▶ _Recorded information_:
--- BEGIN ---
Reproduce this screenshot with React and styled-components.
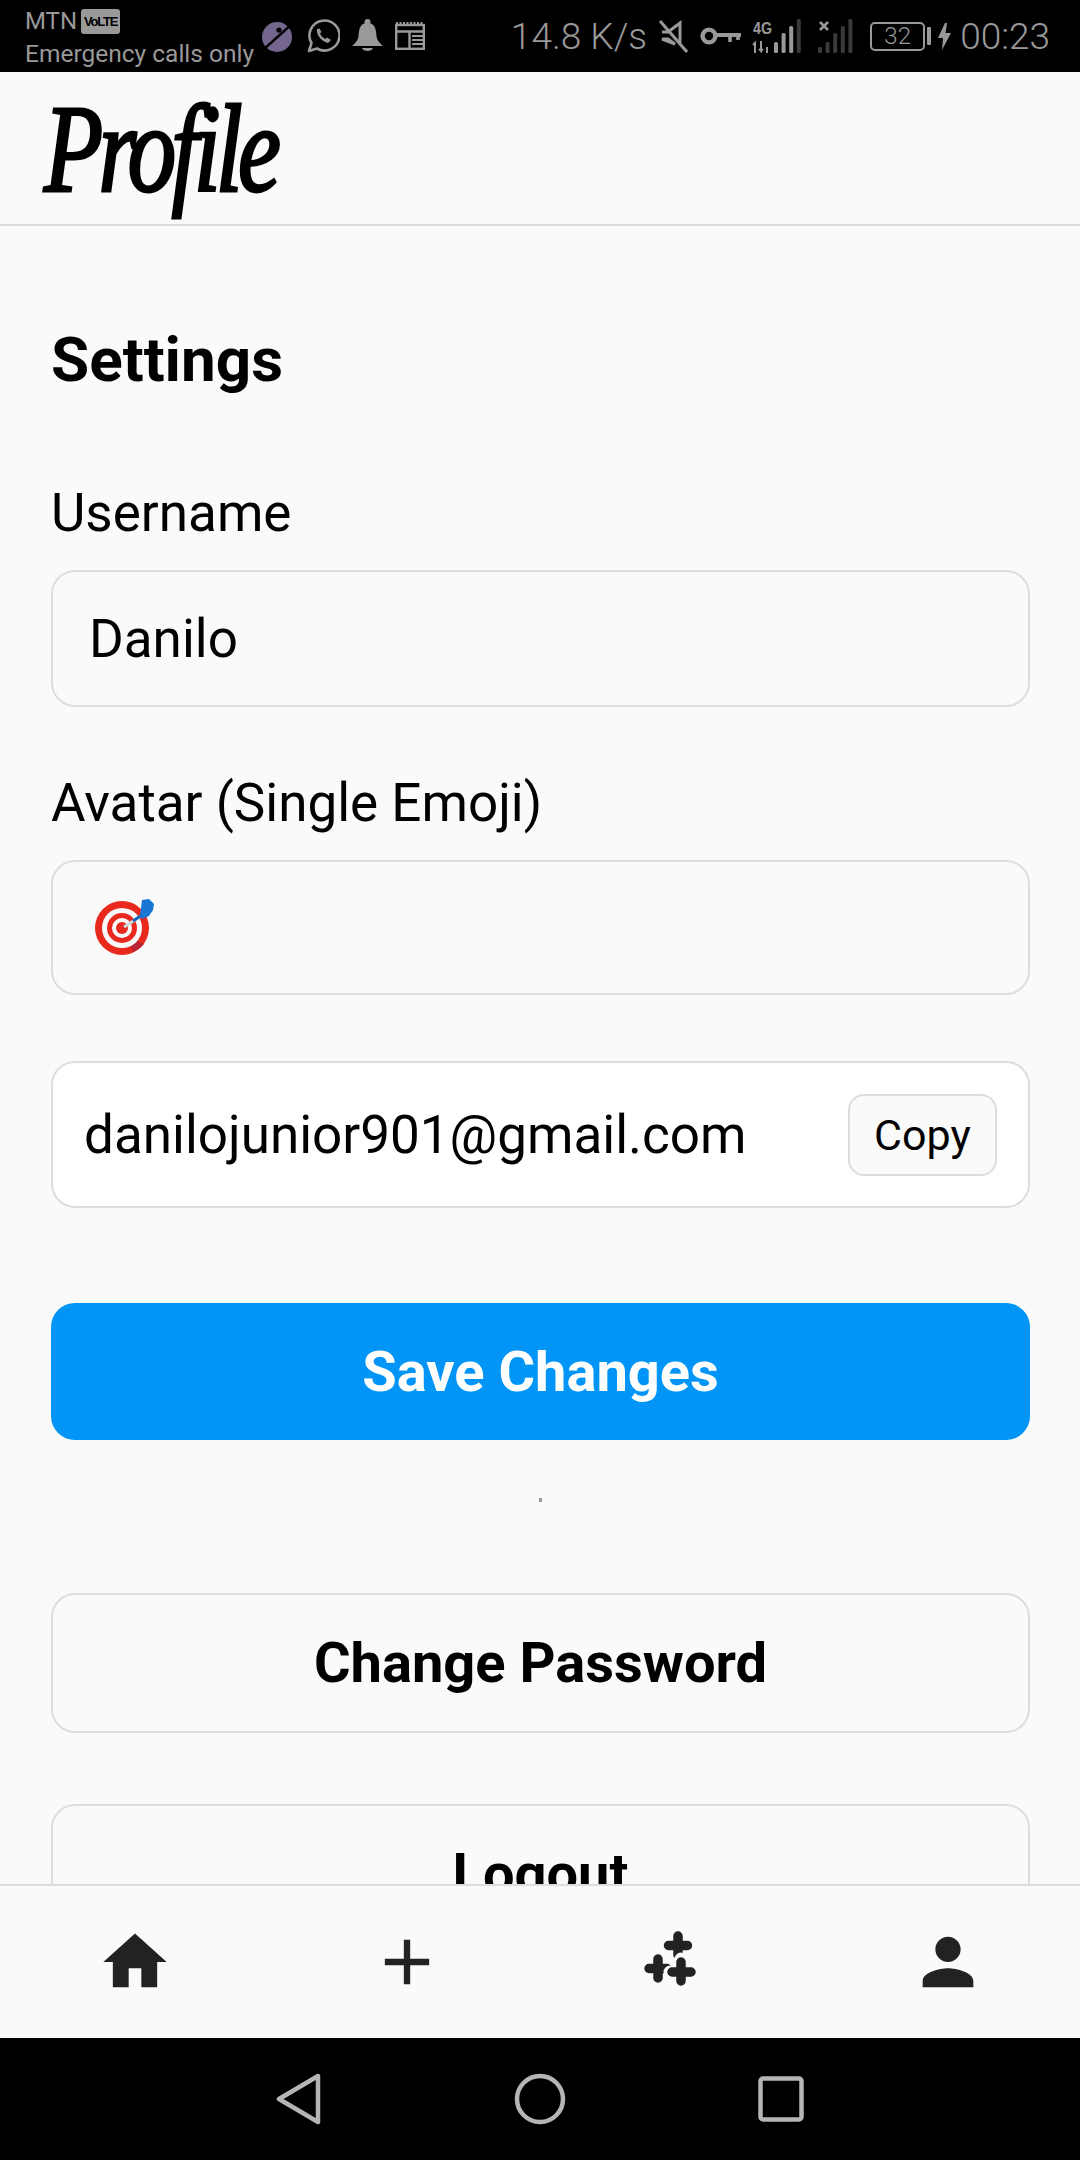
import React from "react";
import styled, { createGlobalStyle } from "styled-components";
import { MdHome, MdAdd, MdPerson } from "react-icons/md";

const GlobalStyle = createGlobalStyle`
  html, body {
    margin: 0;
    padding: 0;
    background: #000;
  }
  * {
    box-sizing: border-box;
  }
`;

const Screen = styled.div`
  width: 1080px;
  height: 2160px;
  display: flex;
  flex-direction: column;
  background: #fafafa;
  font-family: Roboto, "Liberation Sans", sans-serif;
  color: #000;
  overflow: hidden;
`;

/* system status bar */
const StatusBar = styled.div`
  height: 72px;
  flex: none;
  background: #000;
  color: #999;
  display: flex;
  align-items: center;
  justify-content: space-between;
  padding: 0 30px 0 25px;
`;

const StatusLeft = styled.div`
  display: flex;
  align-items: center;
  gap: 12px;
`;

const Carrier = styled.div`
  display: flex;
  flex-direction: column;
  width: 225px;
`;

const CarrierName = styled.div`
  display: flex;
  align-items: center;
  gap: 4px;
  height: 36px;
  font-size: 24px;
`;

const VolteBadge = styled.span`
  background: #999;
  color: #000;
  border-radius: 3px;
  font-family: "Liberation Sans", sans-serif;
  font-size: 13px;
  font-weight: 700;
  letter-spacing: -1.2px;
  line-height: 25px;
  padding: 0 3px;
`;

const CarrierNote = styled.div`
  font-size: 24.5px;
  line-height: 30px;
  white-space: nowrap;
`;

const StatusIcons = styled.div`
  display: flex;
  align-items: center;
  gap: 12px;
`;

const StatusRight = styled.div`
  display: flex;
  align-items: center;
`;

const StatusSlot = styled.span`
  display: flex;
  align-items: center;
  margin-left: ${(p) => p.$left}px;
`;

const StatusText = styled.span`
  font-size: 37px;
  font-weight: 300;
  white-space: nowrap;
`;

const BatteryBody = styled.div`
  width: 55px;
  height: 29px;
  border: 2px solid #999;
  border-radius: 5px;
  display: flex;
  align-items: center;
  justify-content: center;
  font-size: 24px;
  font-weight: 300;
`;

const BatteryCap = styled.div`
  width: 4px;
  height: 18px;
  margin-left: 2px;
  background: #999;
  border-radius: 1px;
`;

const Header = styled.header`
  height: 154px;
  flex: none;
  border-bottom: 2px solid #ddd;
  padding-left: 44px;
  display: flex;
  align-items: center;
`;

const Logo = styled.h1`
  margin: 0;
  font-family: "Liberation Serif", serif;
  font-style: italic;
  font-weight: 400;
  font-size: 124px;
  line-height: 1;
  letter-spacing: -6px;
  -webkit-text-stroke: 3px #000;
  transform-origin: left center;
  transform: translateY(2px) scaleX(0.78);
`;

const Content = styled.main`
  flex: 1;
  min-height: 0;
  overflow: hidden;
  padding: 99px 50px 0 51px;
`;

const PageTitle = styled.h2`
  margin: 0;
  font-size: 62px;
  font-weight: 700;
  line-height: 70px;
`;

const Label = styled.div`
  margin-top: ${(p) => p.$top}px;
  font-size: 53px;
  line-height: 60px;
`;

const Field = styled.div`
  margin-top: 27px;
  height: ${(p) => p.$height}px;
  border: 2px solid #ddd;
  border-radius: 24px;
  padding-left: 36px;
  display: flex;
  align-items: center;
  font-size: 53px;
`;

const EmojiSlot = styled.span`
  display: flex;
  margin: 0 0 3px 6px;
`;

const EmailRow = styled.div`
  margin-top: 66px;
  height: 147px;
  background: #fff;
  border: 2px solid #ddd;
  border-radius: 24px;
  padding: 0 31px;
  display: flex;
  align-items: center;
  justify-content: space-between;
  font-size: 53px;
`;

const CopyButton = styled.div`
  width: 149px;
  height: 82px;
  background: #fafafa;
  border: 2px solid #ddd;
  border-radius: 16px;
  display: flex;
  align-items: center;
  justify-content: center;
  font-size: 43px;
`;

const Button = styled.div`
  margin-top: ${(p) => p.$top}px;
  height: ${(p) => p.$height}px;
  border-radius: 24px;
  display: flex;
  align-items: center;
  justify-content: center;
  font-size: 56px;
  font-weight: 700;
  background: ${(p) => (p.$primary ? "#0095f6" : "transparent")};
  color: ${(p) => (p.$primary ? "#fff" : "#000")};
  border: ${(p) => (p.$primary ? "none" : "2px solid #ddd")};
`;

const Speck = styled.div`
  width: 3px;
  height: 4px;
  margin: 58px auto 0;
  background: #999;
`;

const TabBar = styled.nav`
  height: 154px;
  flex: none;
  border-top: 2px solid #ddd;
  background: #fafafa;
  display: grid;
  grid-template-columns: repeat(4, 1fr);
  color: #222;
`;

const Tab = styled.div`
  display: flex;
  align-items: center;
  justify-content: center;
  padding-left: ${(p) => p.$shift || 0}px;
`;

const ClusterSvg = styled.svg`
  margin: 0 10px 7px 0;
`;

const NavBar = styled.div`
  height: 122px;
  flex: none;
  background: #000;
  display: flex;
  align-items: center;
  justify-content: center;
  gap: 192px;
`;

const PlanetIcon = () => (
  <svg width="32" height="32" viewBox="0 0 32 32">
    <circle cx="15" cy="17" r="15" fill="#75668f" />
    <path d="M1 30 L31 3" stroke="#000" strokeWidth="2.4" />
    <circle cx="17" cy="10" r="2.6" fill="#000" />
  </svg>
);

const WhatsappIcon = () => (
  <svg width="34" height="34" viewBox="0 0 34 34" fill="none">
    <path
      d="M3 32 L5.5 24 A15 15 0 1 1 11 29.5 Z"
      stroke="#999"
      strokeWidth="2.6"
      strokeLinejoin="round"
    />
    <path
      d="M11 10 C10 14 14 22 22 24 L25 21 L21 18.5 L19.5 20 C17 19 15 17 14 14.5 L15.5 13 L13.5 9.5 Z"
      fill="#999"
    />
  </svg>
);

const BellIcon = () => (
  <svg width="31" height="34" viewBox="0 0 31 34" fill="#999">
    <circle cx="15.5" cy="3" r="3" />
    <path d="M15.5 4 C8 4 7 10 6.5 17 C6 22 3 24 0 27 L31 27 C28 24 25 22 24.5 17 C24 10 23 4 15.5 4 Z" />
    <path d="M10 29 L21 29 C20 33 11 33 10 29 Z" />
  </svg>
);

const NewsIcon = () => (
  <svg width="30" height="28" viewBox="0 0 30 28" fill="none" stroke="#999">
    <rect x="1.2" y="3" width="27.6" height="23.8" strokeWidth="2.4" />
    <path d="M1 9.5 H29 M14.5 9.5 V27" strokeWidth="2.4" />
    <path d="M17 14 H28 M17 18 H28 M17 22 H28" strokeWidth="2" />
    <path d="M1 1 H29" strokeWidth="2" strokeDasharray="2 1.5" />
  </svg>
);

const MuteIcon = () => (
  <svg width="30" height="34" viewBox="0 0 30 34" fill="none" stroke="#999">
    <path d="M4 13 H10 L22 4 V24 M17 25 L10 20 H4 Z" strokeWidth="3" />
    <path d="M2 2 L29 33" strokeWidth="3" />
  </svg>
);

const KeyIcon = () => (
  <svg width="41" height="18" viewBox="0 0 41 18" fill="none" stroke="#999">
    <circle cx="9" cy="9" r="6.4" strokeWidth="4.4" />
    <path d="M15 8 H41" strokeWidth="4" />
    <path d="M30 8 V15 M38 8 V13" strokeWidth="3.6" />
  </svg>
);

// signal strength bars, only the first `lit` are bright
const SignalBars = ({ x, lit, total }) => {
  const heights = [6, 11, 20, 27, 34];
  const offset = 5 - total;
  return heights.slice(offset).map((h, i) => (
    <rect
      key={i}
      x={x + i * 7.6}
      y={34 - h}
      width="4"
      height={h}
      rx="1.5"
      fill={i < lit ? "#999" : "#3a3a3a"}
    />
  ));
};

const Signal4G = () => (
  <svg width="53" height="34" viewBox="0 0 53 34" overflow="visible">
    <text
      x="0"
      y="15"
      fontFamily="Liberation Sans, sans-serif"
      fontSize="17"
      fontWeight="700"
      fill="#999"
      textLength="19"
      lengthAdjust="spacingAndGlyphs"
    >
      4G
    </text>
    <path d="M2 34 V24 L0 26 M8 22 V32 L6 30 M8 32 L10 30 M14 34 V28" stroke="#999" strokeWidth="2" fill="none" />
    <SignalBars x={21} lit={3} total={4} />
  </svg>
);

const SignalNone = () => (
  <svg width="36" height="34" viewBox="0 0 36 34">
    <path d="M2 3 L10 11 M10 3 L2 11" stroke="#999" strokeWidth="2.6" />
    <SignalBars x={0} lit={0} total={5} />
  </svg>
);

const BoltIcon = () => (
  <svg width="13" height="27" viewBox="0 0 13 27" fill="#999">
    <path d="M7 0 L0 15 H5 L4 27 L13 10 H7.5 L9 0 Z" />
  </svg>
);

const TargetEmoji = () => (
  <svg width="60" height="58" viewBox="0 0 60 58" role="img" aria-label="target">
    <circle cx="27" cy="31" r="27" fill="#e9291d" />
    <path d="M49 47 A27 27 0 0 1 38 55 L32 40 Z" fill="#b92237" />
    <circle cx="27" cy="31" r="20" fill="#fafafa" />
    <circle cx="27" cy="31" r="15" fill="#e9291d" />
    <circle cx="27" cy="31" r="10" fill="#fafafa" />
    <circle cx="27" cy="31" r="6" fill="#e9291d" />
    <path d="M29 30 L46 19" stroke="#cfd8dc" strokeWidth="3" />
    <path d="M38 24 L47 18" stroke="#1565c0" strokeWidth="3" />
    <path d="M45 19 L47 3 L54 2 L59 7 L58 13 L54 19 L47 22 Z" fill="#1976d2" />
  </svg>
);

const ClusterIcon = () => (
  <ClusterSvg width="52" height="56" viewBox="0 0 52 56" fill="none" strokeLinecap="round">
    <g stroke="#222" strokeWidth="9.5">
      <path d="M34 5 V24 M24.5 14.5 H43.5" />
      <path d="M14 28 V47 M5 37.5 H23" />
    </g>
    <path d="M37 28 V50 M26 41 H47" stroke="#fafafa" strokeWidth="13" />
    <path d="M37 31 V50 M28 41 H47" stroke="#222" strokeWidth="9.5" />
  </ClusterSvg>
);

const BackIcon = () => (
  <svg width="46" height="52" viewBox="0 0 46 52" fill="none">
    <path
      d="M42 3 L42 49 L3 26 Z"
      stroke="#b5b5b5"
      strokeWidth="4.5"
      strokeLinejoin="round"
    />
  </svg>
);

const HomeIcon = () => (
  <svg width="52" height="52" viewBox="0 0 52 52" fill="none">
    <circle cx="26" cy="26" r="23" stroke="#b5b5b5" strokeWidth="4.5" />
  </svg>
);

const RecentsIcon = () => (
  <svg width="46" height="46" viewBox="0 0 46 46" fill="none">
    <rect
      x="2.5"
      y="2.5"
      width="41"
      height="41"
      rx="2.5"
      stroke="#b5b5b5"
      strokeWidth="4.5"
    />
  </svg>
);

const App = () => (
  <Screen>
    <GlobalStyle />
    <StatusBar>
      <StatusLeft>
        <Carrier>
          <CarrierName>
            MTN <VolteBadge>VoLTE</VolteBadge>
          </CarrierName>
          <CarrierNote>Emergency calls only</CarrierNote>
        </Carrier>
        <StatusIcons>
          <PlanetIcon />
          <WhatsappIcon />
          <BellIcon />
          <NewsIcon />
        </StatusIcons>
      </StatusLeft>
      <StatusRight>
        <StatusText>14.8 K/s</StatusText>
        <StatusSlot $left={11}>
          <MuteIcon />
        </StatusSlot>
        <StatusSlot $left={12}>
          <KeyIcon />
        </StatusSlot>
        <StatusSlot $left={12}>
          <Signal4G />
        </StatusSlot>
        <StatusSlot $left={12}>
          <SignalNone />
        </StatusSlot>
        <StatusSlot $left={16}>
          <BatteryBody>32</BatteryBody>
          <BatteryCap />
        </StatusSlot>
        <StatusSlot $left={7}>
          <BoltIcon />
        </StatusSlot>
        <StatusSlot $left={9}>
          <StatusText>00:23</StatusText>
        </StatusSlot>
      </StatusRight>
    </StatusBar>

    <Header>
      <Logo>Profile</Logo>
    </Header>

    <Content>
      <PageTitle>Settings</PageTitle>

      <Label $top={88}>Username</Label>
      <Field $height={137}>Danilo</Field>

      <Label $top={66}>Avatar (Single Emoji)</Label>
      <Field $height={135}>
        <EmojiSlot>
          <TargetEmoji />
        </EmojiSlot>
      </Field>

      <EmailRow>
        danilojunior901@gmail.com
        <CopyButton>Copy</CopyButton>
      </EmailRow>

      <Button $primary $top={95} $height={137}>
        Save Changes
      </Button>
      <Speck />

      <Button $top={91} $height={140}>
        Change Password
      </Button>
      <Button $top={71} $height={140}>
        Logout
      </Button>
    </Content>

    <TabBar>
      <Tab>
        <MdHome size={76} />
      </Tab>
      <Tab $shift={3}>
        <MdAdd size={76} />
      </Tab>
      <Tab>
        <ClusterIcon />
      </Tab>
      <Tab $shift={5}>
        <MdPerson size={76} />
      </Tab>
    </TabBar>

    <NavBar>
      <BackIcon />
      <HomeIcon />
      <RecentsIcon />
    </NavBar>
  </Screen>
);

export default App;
--- END ---
▶ _Directions for this task_: Restate exactly, please, only the lines between the start of the data and the line containing "MdHome, MdAdd, MdPerson", both ends included, skipping the pictures.

▶ _Problem solution_:
Reproduce this screenshot with React and styled-components.
import React from "react";
import styled, { createGlobalStyle } from "styled-components";
import { MdHome, MdAdd, MdPerson } from "react-icons/md";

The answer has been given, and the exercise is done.